• _Stated goal_
Find and return each line containing "this".

==== Data supplied

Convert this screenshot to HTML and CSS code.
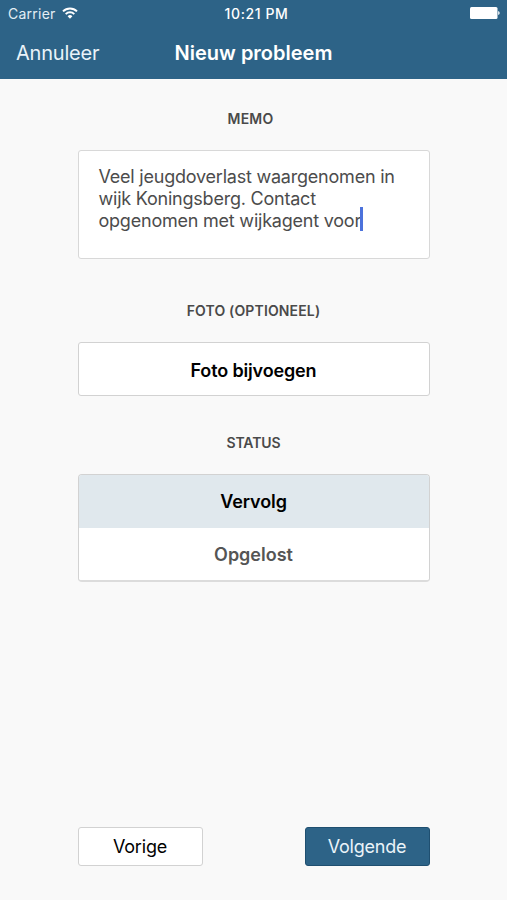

========
==== Data supplied

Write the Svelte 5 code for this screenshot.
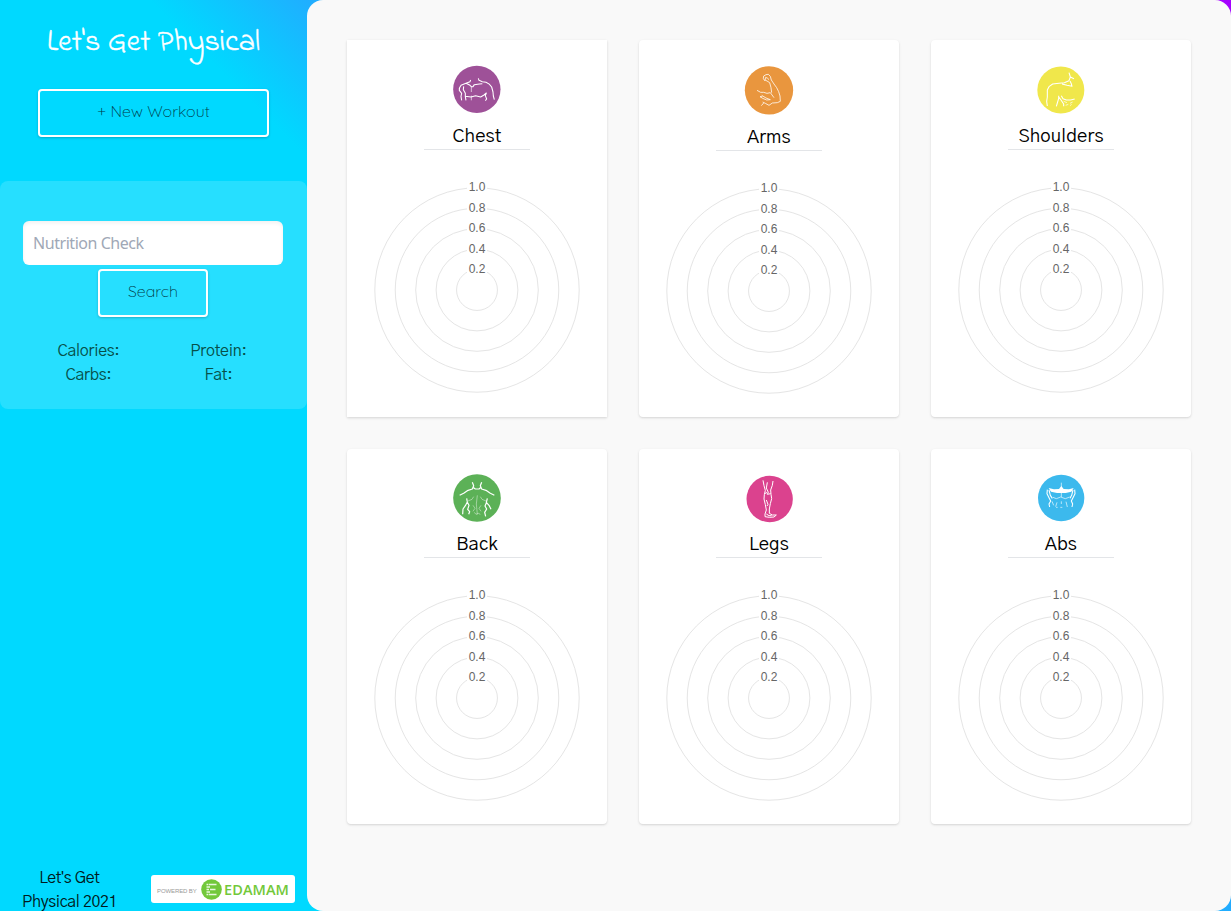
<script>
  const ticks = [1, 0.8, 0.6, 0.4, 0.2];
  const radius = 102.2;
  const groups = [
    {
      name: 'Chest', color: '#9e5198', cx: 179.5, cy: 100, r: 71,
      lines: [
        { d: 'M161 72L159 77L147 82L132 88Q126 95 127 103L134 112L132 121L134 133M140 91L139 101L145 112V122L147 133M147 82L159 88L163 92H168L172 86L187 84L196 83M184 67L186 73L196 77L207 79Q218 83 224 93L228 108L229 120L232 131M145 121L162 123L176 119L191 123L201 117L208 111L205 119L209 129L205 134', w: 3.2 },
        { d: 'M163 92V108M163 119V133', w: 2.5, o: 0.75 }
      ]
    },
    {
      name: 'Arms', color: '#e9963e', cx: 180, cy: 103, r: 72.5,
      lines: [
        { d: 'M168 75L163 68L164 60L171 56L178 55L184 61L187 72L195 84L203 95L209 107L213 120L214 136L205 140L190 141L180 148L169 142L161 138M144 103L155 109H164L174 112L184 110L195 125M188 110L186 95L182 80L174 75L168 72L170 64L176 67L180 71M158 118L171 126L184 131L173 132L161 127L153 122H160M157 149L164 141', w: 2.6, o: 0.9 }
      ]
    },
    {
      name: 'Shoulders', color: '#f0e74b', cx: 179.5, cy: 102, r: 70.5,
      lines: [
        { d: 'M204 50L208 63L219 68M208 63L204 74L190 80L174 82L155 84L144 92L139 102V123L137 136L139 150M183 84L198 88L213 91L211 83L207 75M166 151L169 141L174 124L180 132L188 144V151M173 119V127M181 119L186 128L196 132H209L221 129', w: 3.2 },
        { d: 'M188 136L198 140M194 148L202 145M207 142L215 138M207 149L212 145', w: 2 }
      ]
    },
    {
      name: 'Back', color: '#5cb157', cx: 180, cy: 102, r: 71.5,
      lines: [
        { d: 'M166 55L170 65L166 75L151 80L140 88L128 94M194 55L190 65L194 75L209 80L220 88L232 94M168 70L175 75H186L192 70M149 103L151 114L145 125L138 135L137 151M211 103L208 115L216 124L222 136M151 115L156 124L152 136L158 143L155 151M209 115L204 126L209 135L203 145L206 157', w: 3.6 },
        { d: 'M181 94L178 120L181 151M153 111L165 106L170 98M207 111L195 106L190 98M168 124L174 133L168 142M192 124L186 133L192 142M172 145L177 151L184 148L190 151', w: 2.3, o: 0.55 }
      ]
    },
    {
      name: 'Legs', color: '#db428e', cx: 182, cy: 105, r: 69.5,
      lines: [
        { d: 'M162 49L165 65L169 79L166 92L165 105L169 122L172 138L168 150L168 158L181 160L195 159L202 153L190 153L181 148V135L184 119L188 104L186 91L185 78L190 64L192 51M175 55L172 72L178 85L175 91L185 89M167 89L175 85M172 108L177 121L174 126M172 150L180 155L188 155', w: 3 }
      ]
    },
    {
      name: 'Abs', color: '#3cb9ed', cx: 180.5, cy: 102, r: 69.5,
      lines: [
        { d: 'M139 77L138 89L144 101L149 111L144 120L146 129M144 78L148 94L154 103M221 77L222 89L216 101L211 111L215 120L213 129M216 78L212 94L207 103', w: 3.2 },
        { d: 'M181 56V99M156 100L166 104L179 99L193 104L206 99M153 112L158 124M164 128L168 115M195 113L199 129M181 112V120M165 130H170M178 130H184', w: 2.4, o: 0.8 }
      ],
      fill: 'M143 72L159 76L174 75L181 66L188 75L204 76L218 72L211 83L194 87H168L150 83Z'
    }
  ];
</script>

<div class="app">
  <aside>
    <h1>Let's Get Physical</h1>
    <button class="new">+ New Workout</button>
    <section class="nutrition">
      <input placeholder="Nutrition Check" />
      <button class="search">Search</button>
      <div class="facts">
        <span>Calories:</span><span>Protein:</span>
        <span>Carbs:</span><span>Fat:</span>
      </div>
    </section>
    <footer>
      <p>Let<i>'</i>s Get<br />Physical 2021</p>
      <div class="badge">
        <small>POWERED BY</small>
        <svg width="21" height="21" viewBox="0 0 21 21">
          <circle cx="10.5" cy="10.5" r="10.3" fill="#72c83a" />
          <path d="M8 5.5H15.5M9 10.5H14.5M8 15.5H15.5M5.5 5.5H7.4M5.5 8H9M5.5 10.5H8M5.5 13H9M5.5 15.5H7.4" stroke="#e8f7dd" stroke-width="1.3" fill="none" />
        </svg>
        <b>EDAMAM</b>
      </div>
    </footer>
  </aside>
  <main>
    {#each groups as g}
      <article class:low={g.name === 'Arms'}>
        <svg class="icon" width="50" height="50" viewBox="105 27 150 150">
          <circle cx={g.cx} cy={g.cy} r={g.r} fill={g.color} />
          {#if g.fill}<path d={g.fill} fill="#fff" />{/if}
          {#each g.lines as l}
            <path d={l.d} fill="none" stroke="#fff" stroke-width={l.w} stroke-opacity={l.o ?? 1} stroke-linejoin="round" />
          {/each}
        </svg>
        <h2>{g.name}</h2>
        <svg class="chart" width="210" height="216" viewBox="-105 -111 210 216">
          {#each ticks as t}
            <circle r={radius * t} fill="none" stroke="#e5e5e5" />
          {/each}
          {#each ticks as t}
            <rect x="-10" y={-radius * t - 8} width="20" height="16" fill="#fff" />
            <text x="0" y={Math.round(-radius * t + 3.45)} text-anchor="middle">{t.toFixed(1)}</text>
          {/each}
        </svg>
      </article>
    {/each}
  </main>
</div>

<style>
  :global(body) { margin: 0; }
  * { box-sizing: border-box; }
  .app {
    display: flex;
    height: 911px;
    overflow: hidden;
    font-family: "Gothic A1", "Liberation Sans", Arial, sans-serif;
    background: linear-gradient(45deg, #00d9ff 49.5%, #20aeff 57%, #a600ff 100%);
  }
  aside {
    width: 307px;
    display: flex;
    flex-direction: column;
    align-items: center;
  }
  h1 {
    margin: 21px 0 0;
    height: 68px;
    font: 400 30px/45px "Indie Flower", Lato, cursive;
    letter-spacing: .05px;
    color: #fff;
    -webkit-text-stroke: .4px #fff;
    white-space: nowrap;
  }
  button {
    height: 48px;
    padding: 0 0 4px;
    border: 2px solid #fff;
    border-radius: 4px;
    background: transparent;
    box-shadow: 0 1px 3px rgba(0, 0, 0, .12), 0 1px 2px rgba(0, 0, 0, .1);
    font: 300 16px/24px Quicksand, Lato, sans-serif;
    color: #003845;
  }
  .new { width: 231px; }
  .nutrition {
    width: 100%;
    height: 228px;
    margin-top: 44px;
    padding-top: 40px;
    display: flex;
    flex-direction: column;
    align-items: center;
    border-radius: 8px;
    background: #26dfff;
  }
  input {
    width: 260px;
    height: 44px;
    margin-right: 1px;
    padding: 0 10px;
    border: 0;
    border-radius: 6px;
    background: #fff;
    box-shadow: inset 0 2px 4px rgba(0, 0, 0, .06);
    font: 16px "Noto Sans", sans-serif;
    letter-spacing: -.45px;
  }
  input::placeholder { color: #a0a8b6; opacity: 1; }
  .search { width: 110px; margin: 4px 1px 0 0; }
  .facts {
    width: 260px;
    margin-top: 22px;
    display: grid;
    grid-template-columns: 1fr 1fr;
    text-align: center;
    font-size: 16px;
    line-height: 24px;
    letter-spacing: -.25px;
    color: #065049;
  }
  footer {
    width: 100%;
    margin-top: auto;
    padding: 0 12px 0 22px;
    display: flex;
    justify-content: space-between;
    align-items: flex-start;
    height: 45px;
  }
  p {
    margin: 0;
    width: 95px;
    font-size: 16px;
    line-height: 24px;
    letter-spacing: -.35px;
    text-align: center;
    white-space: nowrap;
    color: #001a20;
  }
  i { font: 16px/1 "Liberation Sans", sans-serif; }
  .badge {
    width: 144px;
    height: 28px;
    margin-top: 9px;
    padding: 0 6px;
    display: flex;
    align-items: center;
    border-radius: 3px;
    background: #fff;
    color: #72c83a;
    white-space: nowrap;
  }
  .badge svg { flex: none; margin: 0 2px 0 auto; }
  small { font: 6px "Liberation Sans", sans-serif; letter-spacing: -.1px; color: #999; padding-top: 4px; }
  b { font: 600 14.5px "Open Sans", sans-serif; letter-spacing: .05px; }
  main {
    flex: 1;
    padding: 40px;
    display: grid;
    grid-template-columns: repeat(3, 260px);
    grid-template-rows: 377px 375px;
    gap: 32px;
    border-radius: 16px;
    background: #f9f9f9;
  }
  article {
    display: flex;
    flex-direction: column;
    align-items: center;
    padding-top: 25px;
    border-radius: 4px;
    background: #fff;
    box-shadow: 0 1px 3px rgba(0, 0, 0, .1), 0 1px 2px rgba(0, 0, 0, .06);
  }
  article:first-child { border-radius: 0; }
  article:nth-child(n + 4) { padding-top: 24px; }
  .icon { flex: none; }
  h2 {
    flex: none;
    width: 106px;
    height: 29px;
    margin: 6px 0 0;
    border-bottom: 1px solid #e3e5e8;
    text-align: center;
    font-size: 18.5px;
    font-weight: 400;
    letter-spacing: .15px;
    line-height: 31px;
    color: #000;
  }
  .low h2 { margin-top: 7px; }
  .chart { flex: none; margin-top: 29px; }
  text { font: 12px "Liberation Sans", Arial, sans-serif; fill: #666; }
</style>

========

• _Solution below_
Convert this screenshot to HTML and CSS code.
Write the Svelte 5 code for this screenshot.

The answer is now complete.